Definition:Independent contractor
📋 Independent contractor is a classification for individuals or entities that provide services to an insurance carrier, MGA, or other insurance organization without being considered employees under labor and tax law. In the insurance distribution chain, this designation most commonly applies to insurance agents and producers who sell policies on behalf of one or more insurers but maintain control over how, when, and where they conduct business. The distinction from employee status carries significant legal, regulatory, and financial implications for the companies that engage them.

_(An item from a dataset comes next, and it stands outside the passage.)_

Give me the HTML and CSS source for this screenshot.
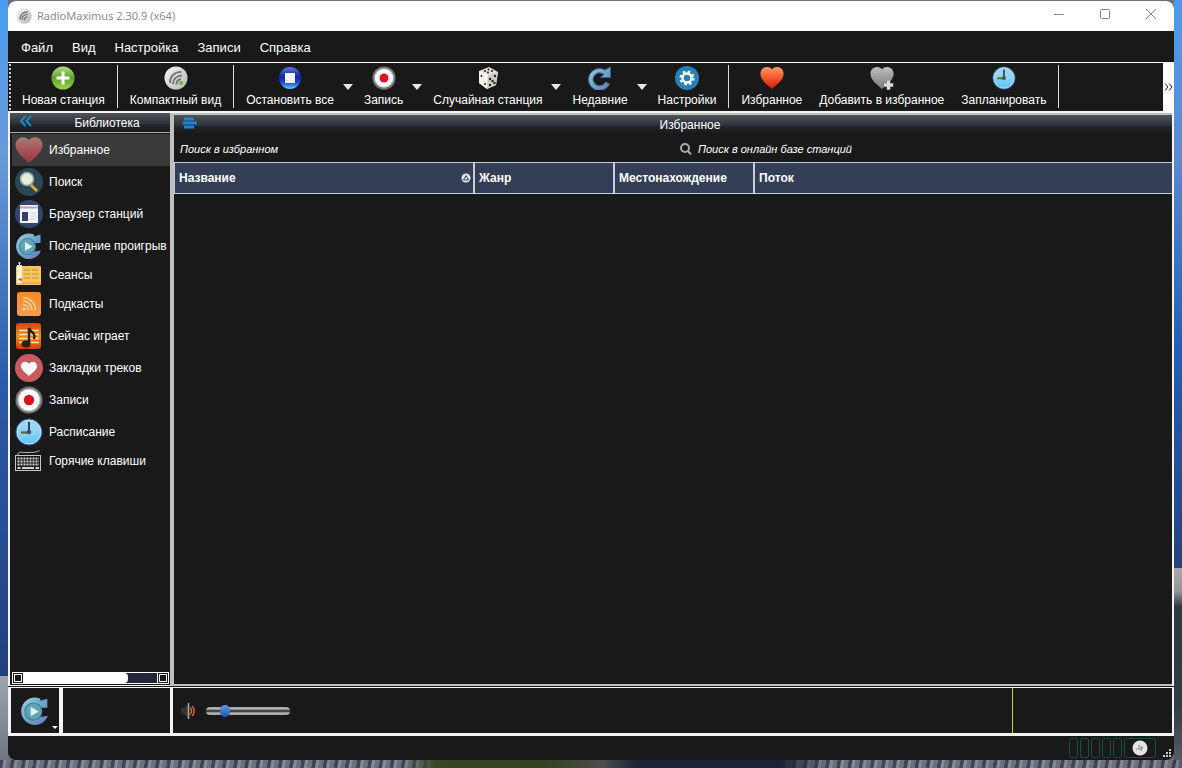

⚙️ When an insurer or agency engages an independent contractor, the relationship is typically governed by a written agreement that outlines commission structures, production expectations, errors and omissions coverage requirements, and the scope of binding authority granted. Unlike captive or employed agents, independent contractors generally bear their own business expenses, obtain their own licenses, and may represent multiple carriers simultaneously. Tax obligations shift as well — the engaging company does not withhold income taxes or provide employee benefits, which reduces overhead but also limits the degree of control the company can exercise over day-to-day activities without risking regulatory reclassification.
💡 Misclassifying workers as independent contractors when they function as employees is a growing area of enforcement risk across the insurance sector. State insurance departments, the IRS, and labor agencies increasingly scrutinize classification practices, and getting it wrong can trigger back-tax liabilities, penalties, and mandatory provision of benefits. For insurtech companies that rely heavily on gig-style or platform-based distribution models, the stakes are particularly high — a reclassification ruling can fundamentally alter unit economics. Robust contractual frameworks and operational boundaries remain the best defense, making this a topic that touches legal, compliance, and finance teams alike.